Doctor of Philosophy

Abstract

This thesis is devoted to a full explication of the poetry of A. M. Klein. Klein's unpublished and uncollected work, almost all of it located in the Public Archives of Canada, as well as his published poetry volumes (Hath Not a Jew..., Poems (1944), The Hitleriad, The Rocking Chair and Other Poems), are discussed in detail. The thesis begins with Klein's earliest unpublished efforts in the mid to late 'twenties and advances chronologically through to 1948 and the Governor General Award-winning Rocking Chair volume.;It is the author's thesis that Klein's poetry consistently and masterfully represents the central conflict of modernism: the struggle to find order in a fragmented universe.
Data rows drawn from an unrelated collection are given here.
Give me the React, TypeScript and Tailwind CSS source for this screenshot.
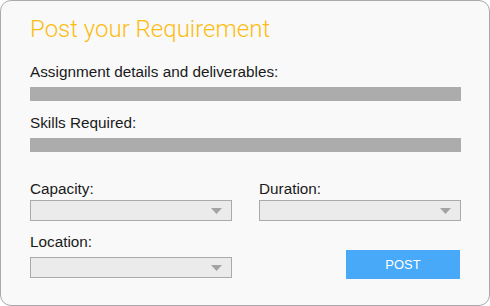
export default function App() {
  const font = { fontFamily: '"Liberation Sans", Arial, sans-serif' };

  const Select = () => (
    <div className="flex h-[21px] w-[202px] items-center justify-end border border-[#aaaaaa] bg-[#ebebeb] pr-[9px]">
      <svg width="11" height="6" viewBox="0 0 11 6">
        <polygon points="0,0 11,0 5.5,6" fill="#a3a3a3" />
      </svg>
    </div>
  );

  return (
    <div className="h-[306px] w-[490px] bg-white" style={font}>
      <div className="flex h-[306px] w-[490px] flex-col rounded-[11px] border border-[#aaaaaa] bg-[#f9f9f9] pl-[29px] pr-[28px]">
        <h1 className="mt-[14px] h-[28px] font-['Roboto',sans-serif] text-[24px] font-light leading-[28px] text-[#fcbd12]">
          Post your Requirement
        </h1>

        <label className="mt-[20px] h-[17px] text-[15.3px] leading-[17px] text-[#1a1a1a]">
          Assignment details and deliverables:
        </label>
        <div className="mt-[7px] h-[14px] w-full bg-[#acacac]" />

        <label className="mt-[13px] h-[17px] text-[15.3px] leading-[17px] text-[#1a1a1a]">
          Skills Required:
        </label>
        <div className="mt-[7px] h-[14px] w-full bg-[#acacac]" />

        <div className="mt-[28px] grid grid-cols-[202px_202px] justify-between">
          <div className="flex flex-col">
            <span className="h-[17px] text-[15.3px] leading-[17px] text-[#1a1a1a]">Capacity:</span>
            <div className="mt-[3px]">
              <Select />
            </div>
          </div>
          <div className="flex flex-col">
            <span className="h-[17px] text-[15.3px] leading-[17px] text-[#1a1a1a]">Duration:</span>
            <div className="mt-[3px]">
              <Select />
            </div>
          </div>

          <div className="mt-[12px] flex flex-col">
            <span className="h-[17px] text-[15.3px] leading-[17px] text-[#1a1a1a]">Location:</span>
            <div className="mt-[7px]">
              <Select />
            </div>
          </div>
          <div className="mt-[29px] flex justify-end pr-[1px]">
            <button className="h-[29px] w-[114px] bg-[#48a9f8] text-[13px] text-white">
              POST
            </button>
          </div>
        </div>
      </div>
    </div>
  );
}
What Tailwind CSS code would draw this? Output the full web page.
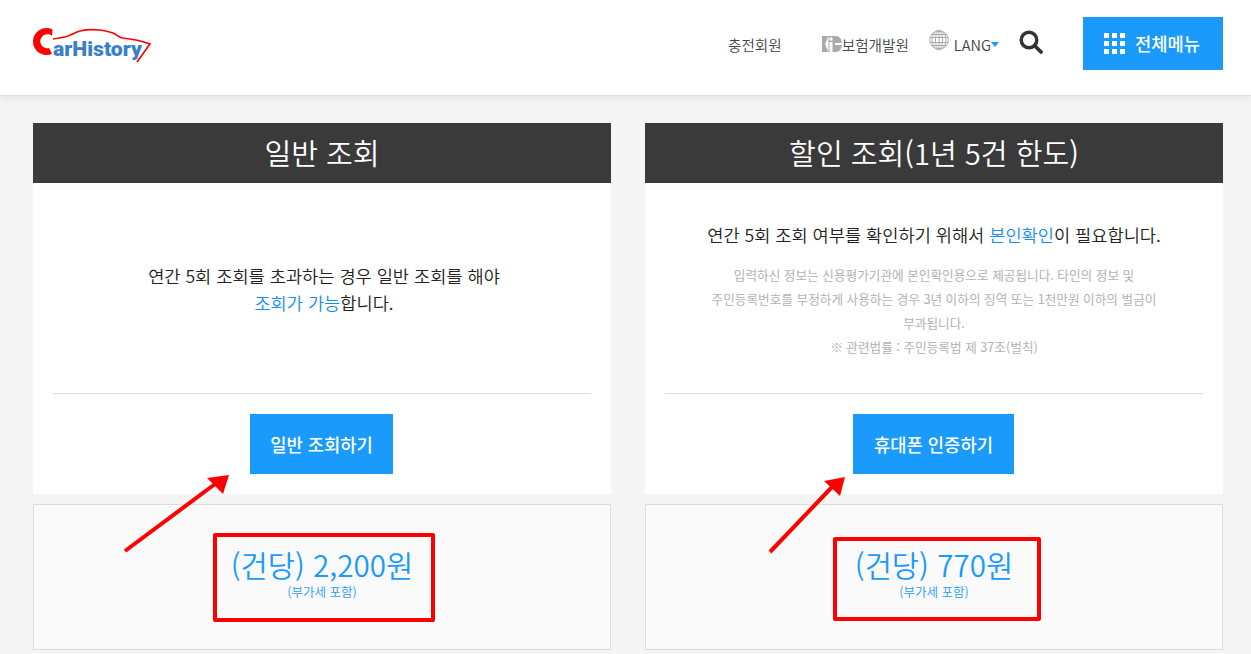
<!DOCTYPE html>
<html lang="ko">

<head>
    <meta charset="UTF-8">
    <meta name="viewport" content="width=device-width, initial-scale=1.0">
    <title>CarHistory</title>
    <script src="https://cdn.jsdelivr.net/npm/@tailwindcss/browser@4"></script>
</head>

<body class="relative h-[654px] overflow-hidden bg-[#f4f4f4] font-['Noto_Sans_CJK_KR','Noto_Sans',sans-serif] text-[#333]">
    <!-- header -->
    <header class="relative z-10 flex h-[96px] items-center justify-between border-b border-[#dedede] bg-white pb-[8px] pl-[32px] pr-[28px] shadow-[0_2px_8px_rgba(0,0,0,0.07)]">
        <svg width="122" height="40" viewBox="0 0 122 40" class="mt-[6px]" aria-label="CarHistory">
            <path d="M20.500 2.400A13.500 13.500 0 1 0 20 26.800L17 21A7 7 0 1 1 20 9Z" fill="#f00" />
            <path d="M21 12C28 11 33 10 36 9C41 7 44 5 48 4C54 2.500 62 2.500 68 3C74 3.500 78 5 81 6C84 7.500 87 10 90 11C100 12 110 14 118 17L105 35" fill="none" stroke="#f00" stroke-width="1.700" />
            <text x="21" y="29" font-family="Roboto, sans-serif" font-size="21" font-weight="900" fill="#3a80c9" textLength="89" lengthAdjust="spacingAndGlyphs">arHistory</text>
        </svg>
        <nav class="flex items-center text-[14.600px] font-[350] text-[#444]">
            <a class="mr-[40px] mt-[2px]">충전회원</a>
            <a class="mr-[20px] mt-[2px] flex items-center">
                <svg width="20" height="16" viewBox="0 0 20 16">
                    <path d="M0 0H14C18 0 20 4 20 8C20 12 18 16 14 16H0Z" fill="#aaa" />
                    <path d="M6.500 0L3 8L6.500 16Z" fill="#fff" />
                    <circle cx="9" cy="3" r="1.700" fill="#fff" />
                    <path d="M7.500 6H10.500V16H7.500ZM13 7H20V9H13Z" fill="#fff" />
                </svg>
                <span>보험개발원</span>
            </a>
            <svg width="20" height="20" viewBox="0 0 20 20" fill="none" stroke="#aaa" stroke-width="1" class="mt-[-8px]">
                <circle cx="10" cy="10" r="9.300" />
                <ellipse cx="10" cy="10" rx="3.500" ry="9.300" />
                <ellipse cx="10" cy="10" rx="7" ry="9.300" />
                <path d="M10 0.700V19.300M2.500 4.500H17.500M1 7.500H19M1 12.500H19M2.500 15.500H17.500" />
            </svg>
            <span class="ml-[5px] mt-[2px]">LANG</span>
            <span class="mt-[1px] h-0 w-0 border-x-[4.500px] border-t-[5px] border-x-transparent border-t-[#1a9bfc]"></span>
            <svg width="24" height="24" viewBox="0 0 24 24" fill="none" stroke="#333" class="ml-[20px] mr-[40px] mt-[-3px]">
                <circle cx="10" cy="10" r="7.800" stroke-width="3.400" />
                <path d="M15.500 15.500L22 22" stroke-width="3.800" stroke-linecap="round" />
            </svg>
            <button class="flex h-[53px] w-[140px] items-center justify-center gap-[10px] bg-[#1a9bfc] pr-[2px] text-[17.700px] font-medium text-white">
                <span class="grid grid-cols-3 gap-[3px]">
                    <i class="size-[5px] bg-white"></i><i class="size-[5px] bg-white"></i><i class="size-[5px] bg-white"></i>
                    <i class="size-[5px] bg-white"></i><i class="size-[5px] bg-white"></i><i class="size-[5px] bg-white"></i>
                    <i class="size-[5px] bg-white"></i><i class="size-[5px] bg-white"></i><i class="size-[5px] bg-white"></i>
                </span>
                전체메뉴
            </button>
        </nav>
    </header>

    <main class="grid grid-cols-2 gap-[34px] pl-[33px] pr-[28px] pt-[27px]">
        <!-- 일반 조회 -->
        <section>
            <h2 class="flex h-[60px] items-center justify-center bg-[#3a3a3a] text-[29.100px] font-[350] text-white">일반 조회</h2>
            <div class="h-[311px] bg-white px-[20px]">
                <div class="flex h-[211px] flex-col items-center justify-center border-b border-[#ddd] pl-[4px] pt-[1px] text-[17.600px] font-[350] leading-[27px] text-[#222]">
                    <p>연간 5회 조회를 초과하는 경우 일반 조회를 해야</p>
                    <p><span class="text-[#1a8cf0]">조회가 가능</span>합니다.</p>
                </div>
                <a class="ml-[197px] mt-[20px] flex h-[60px] w-[143px] items-center justify-center bg-[#1a9bfc] text-[17.700px] font-medium text-white">일반 조회하기</a>
            </div>
            <div class="mt-[10px] flex h-[146px] flex-col items-center border border-[#ddd] bg-[#fafafa] pt-[39px] text-[#1a9bfc]">
                <p class="text-[29.600px] font-[350] leading-[41px]">(건당) 2,200원</p>
                <p class="text-[12.500px] font-[350] leading-[14px]">(부가세 포함)</p>
            </div>
        </section>

        <!-- 할인 조회 -->
        <section>
            <h2 class="flex h-[60px] items-center justify-center bg-[#3a3a3a] text-[29.100px] font-[350] text-white">할인 조회(1년 5건 한도)</h2>
            <div class="h-[311px] bg-white px-[20px]">
                <div class="flex h-[211px] flex-col items-center border-b border-[#ddd] pt-[37px] text-center">
                    <p class="text-[17.600px] font-[350] leading-[30px] text-[#222]">연간 5회 조회 여부를 확인하기 위해서 <span class="text-[#1a8cf0]">본인확인</span>이 필요합니다.</p>
                    <p class="mt-[13px] text-[12.650px] leading-[24px] text-[#b2b2b2]">입력하신 정보는 신용평가기관에 본인확인용으로 제공됩니다. 타인의 정보 및<br>주민등록번호를 부정하게 사용하는 경우 3년 이하의 징역 또는 1천만원 이하의 벌금이<br>부과됩니다.<br>※ 관련법률 : 주민등록법 제 37조(벌칙)</p>
                </div>
                <a class="ml-[188px] mt-[20px] flex h-[60px] w-[161px] items-center justify-center bg-[#1a9bfc] text-[17.700px] font-medium text-white">휴대폰 인증하기</a>
            </div>
            <div class="mt-[10px] flex h-[146px] flex-col items-center border border-[#ddd] bg-[#fafafa] pt-[39px] text-[#1a9bfc]">
                <p class="text-[29.600px] font-[350] leading-[41px]">(건당) 770원</p>
                <p class="text-[12.500px] font-[350] leading-[14px]">(부가세 포함)</p>
            </div>
        </section>
    </main>

    <!-- red markup drawn over the page -->
    <div class="absolute left-[213px] top-[533px] h-[89px] w-[222px] rounded-[2px] border-[4px] border-[#f00]"></div>
    <div class="absolute left-[833px] top-[537px] h-[84px] w-[208px] rounded-[2px] border-[4px] border-[#f00]"></div>
    <svg class="absolute left-0 top-0" width="1251" height="654" fill="#f00" stroke="none">
        <path d="M125 551L215 484" stroke="#f00" stroke-width="4" />
        <path d="M229 475L207 478L223 494Z" />
        <path d="M770 552L832 487" stroke="#f00" stroke-width="4" />
        <path d="M845 477L824 481L840 496Z" />
    </svg>
</body>

</html>
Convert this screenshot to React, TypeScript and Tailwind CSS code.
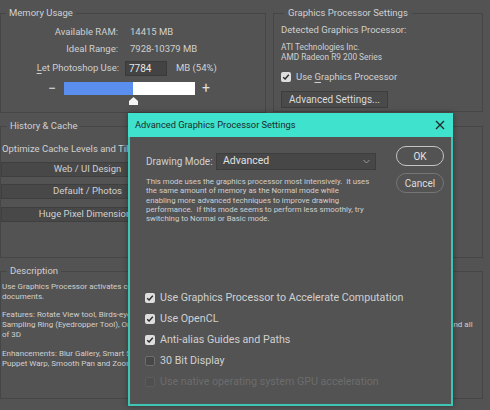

Klein's quest for meaning assumes special resonance in the light of the Jewish burden of identity, isolation, and assimilation in the twentieth century. In the rich Talmudic and Kabbalistic traditions of his Jewish inheritance, with its insistence on the ordering properties of language, Klein finds a nourishing source of moral and aesthetic inspiration. Considerable attention is devoted to Klein's innovatively expressive use of formal poetic devices.;The thesis also relies on Klein's editorial work (for the Judaean and the Canadian Jewish Chronicle) and on an unfinished, unpublished prose manuscript, The Golem, to illuminate Klein's central moral-aesthetic considerations, particularly the poet's relationship to a creative God. In Klein's romantic view of his craft, the poet imitates the first act of creation every time that he puts pen to paper. The act of writing is a necessary act of ordering. That the poet's creative accomplishments may go unheeded and unnoticed in his own age is a sign of both the limitations of that age and the inevitable consequence of the poet's condition. This theme finds its fullest expression in the splendid "Portrait of the Poet as Landscape," the concluding poem of both The Rocking Chair volume and this thesis. As a whole, The Rocking Chair and Other Poems represents Klein at his most elegant and accomplished. The poems of that volume are distinguished by a fitting and graceful suspension of tensions, such as subject and object, form and content, poet and landscape, past and present, interior and exterior space. (Abstract shortened with permission of author.)